Nowadays it’s different in the music industry. If a manager wants to make a quick buck, he doesn’t wait anymore for a band to knock on his door, but he creates the band himself. It's much easier that way and the victims are ready to sign whatever that is presented to them (see also X-Faxtor and Pop Idol).
This is what the protagonist of the book does (if he has got a name I have already forgotten it) to keep on leading the good life he has had up till now. The popular indie band he manages gives him the sack – once famous all other managing bureaus and record companies are drooling over them - and the other artists he owns all fail to get their songs in the charts.
A friend from the music industry advises him to invest in a boys band. Boys bands are big business and give less hassle than girls bands who are ‘twice the trouble and half the cash’. A while later Band Of Five is born. The band consist of two good-looking boys who can sing and 3 ‘passengers’ whose only task it is to dance a bit and to mime in front of disconnected microphones (although they are not aware of that). We are learned that there is safety in numbers for a boysband and that the perfect number is five. 'Because if one member leaves you’re still on the safe side.'
To turn the downtown thugs into popstars The One Agency hires different specialists who teach the lads to dance and sing, writers are needed to pen some songs, an engineer is hired to record the demos, others will (re)mix the album and finally a promotor has to organise a tour. There will be a first small tour in and around schools (and some gay night clubs) to make the brand name known and then a full UK tour to cash in on their first number one hit.

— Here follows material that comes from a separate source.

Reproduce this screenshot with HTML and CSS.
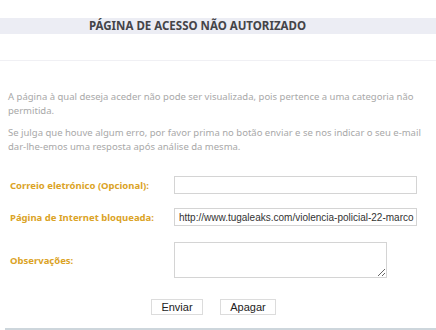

And here is where Imogen Edwards-Jones and her anonymous co-author(s) kick in. Whenever the band or their managers meet a personality from the music industry that person will first spit a few pages with real saucy anecdotes from the music business before the story goes on. A lot of these anecdotes sound familiar like the alternative way in which Stevie Nicks used to snort cocaine. Others were new to me; I didn’t know that Axl Rose used to have a roadie to blow-dry his testicles (luckily, this was done backstage). And although Mötley Crüe is mentioned once it is not for Nikki Sixx’s egg burrito pastime. Perhaps that anecdote was a bit too unsavoury for the Babylon series.
Sex and drugs are omnipresent in the novel, and it absolutely shows that the industry, nor the agents, really care for their product. Powdering my nose has an entirely different meaning in music business and during an after-gig party some band members can be seen walking around with their ‘nostrils frosted white like a margarita glass’. When the manager does a feeble attempt to stop this self-destructing behaviour he gets the reply to ‘leave us kids alone’. That one Band Of Five member is legally underage is apparently no problem either; to make the boys look more manly there is a stack of socks to pop down the front of their trousers to give them ‘great big cocks’. The endless gigging, partying, snorting and shagging demand their toll as well, at a certain moment they all have to line up, pants down, to get a pinprick that’ll keep them going for the show.
Music business is swimming with sharks, says one agent to the other, the thing about it is that it's controlled by a bunch of middle-aged men who enjoy a lunch and a bottle of wine and have the flocking instinct of lemmings. It all turns around percentages and at the end ten pence worth of disc is selling for £10, which is a mark-up of ten thousand percent. In 1972 not all were aware of that. Clare Torry, who did the vocals on Pink Floyd’s Great Gig In the Sky, a track on (The) Dark Side Of The Moon that apparently sold over 35 million copies, received 30£ for her input (and rumours go this was a double fee as the recording took place on a Sunday). Even Alan Parsons, who engineered the album, worked for a flat fee and was still angry about that years later in a Dutch Playboy interview. (It took over 30 years for Torry, EMI and Pink Floyd to come to a settlement. In 2005 they all agreed and the song is now co-credited to her.)
Just when Band Of Five is starting to go strong the band breaks up due to the Yoko effect; the partner of the lead singer finds that one fifth of the band’s income is not enough and reveals to the 3 passengers that they are just cute faces without any (singing) talent. The breakup takes place at about the worst moment, although the band has existed for about a year they haven’t seen a single penny yet. Royalties will only roll in after the record company has made the financial balance and if there is any money left the managers will have to deduct their investments first, plus of course a 20% management fee. The future of the boys, if there is a future at all, will lie in occasional television appearances such as Dancing On Ice where ex-celebrities can cash in on previous successes.
Boy bands are over decides The One Agency, the future is female singer-songwriters from now on… and perhaps it is time to have Pop Babylon 2, the sequel then…
But is the novel well written? Well..., it is written and sometimes not even too bad. Edwards-Jones can punch nice one-liners around but doesn’t do it enough in my opinion. The story is a bit bleak and the several encounters between the band and the record people have only been inserted as a vehicle for the many anecdotes, but that is what the Babylon series is all about. The revealing secrets behind the music industry are not that shocking (not if you have been reading Q and Mojo for the past 20 years) and overall the novel has the impact of a fart in a wind tunnel (to quote one of the better ones). Or are you shocked to find out that Madonna wants 50% of the writing credits of a song before she agrees to put it on an album? I am not.
Easy to read. Easy to forget. Just like boy bands basically. And if you would try to start one yourself you don't even have to read the complete book, just consult The golden rules of Pop Babylon where most of the secrets are out in the open...
P.S. Mike Avery (see above) was a pseudonym for Brian Jones that didn't stick for long.